Одной из первых попыток изобразить истинное положение дел, хотя и в узкой сфере, была повесть Дудинцева «Не хлебом единым». Литературные достоинства этого произведения невысоки. Оно изобилует штампами, банальными схемами и т. д. Однако общественный отклик на его появление придает ему значение, намного превосходящее его достоинства. Повесть, хотя и весьма робко, посягала на основы. Именно поэтому она вызвала столь ожесточенный отпор. Идея консолидации сил искусства подверглась своему первому испытанию.
Некоторое время Хрущев сам возглавлял общественную критику. Увидев первые ее результаты, поняв направленность этого процесса и неминуемость цепной реакции, он быстро забил отбой. Общественная критика быстро начала расслаиваться и распадаться по социальному признаку.
Первыми, кто остановился на пути критики, были писатели — сталинисты. За ними последовали официальные либералы.
Дискуссия, развернувшаяся в Союзе писателей по поводу романа Дудинцева, показала истинное лицо официального либерализма. Привычка действовать за страх, а не за совесть, сказалась и тут. С разоблачением Дудинцева (видимо, с некоторыми колебаниями) выступил Симонов.
Он — ровесник Твардовского. По официальным позициям он всегда чуть не дотягивал до Твардовского. По читательскому успеху порой сильно превосходил. Однако каждый из его успехов был кратковременным. Твардовский завоевывал свое место в литературе раз и навсегда. Симонов, как спортсмен, должен был постоянно подтверждать свои рекорды. Его романы, поэмы, пьесы, стихи быстро запоминались, но и быстро выводились из читательского организма. Симонов — любимец и идеолог советской полуинтеллигенции. В нем есть все, что нравится полуинтеллигенту, — и молодецкий патриотизм, и умеренный национализм, и воспевание тихих радостей бытия, и достойное уважение к власти, и сентиментальность, и офицерская закваска дивизионного Киплинга. И даже известный шик ума. Поскольку советский полуинтеллигент во время войны был советским офицером, воевал, и воевал хорошо, война и для Симонова, его певца и идеолога, была периодом подъема духа. Несколько его военных стихотворений действительно отвечали настроению широкой массы. Популярность Симонова во время войны была реальная.
Любопытно, что в известные исторические периоды даже самые прозаические слои общества способны на героизм и подъем духа. Прозаический французский буржуа вместе с бывшим санкюлотом дошел до Москвы. Весьма прозаический новый класс в пору своего становления способен был на самоотверженную эпопею 30–х годов, на подлинную войну с русским мужиком, на голодный энтузиазм пятилеток, на уродливую революцию 37–го года.
Вместе со всем народом свой героический период пережила и полу- интеллигенция во время войны, с ней ее идеолог Симонов.
В истории идеологи нового класса, а Симонов является идеологом умеренного, среднего его слоя, всегда выделяли значение именно своей социальной группы, игнорируя участие в событиях других социальных слоев, выстраивая свой пантеон.
Сталин создал твердые схемы революции и гражданской войны, составил реестровые списки ее героев.
Хрущев не отказался от этих схем и списков, он лишь несколько перестроил схемы согласно своим представлениям и несколько расширил списки.

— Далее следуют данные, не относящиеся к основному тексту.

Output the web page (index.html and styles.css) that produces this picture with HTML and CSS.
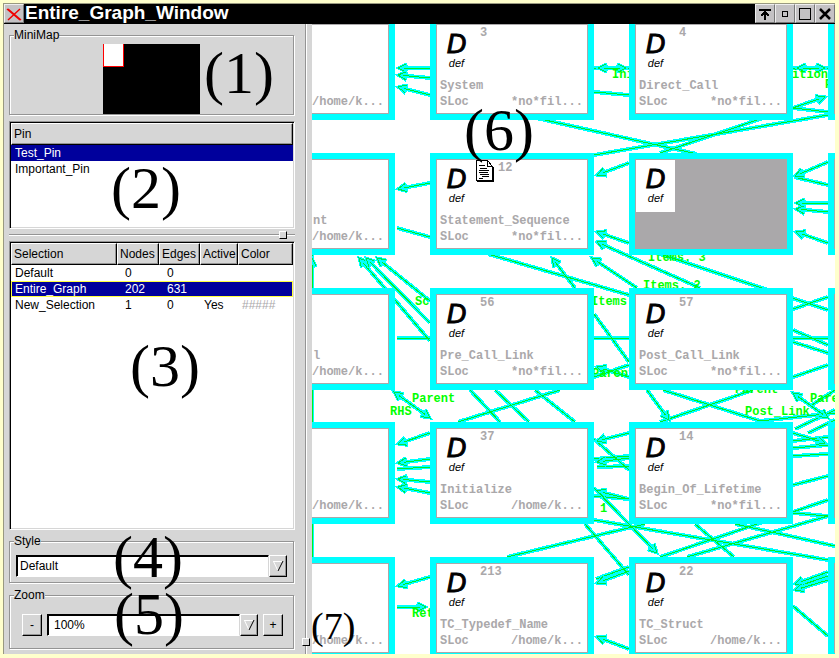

Так же было и со схемой Отечественной войны.
Но есть и отличие в идеологии хрущевского времени от идеологии сталинского. Сталин настаивал на постоянном поступательном ходе развития государства. Каждый шаг его был взлетом, каждый этап — абсолютным достижением. Сегодняшнее было всегда вернее вчерашнего. Хотя с некоторого времени постоянно шла речь о традициях, они должны были лишь подтверждать правильность, закономерность, органичность сталинских решений. Сегодняшний день стоял во главе угла реалистической сталинской пропаганды.
Система Хрущева не лишена особого романтизма. Чувствуя, что прозаическая практика бюрократической системы дает мало пищи для идеалов, он поворачивал их вспять. Многие формулы начинались словом «возврат». «Возврат к ленинским нормам».
Возврат — не очень хорошее понятие для развивающегося общества. Традиция — куда лучше. Возврат свидетельствует, что развитие пошло не в ту сторону. Слово разоблачает тайную мысль.
Однако идея возврата многими слоями общества была воспринята как конструктивная. Воспринял ее, например, Симонов. А позже и Евтушенко — типичный романтик хрущевского времени.
Возврат к ленинским нормам, однако, был теорией. На деле он означал возврат целой группы ортодоксальных либералов на прежние позиции в вопросе об отношении художника и власти. Этот возврат и произошел на дискуссии о книге Дудинцева. Новым в этой дискуссии было то, что она происходила не совсем так гладко, как все предыдущие дискуссии, предписанные сверху. Здесь впервые прозвучал честный протестующий голос К. Г. Паустовского.
С этой дискуссии началось новое значение этого небольшого писателя, умелого беллетриста, никогда не блиставшего серьезными идеями. Несколько гражданских выступлений и нравственное поведение этого тяжелобольного человека в последние годы его жизни осветили новым светом весь его путь в литературе, придали ему небывалый гражданский авторитет. Именно этот гражданский авторитет и послужил причиной огромной читательской популярности Паустовского в те годы. Его имя не будет забыто. Он стал учителем жизни для некоторых молодых литераторов. Он показал, как важен нравственный облик писателя и как высоко оценивает общество любой пример гражданского поведения.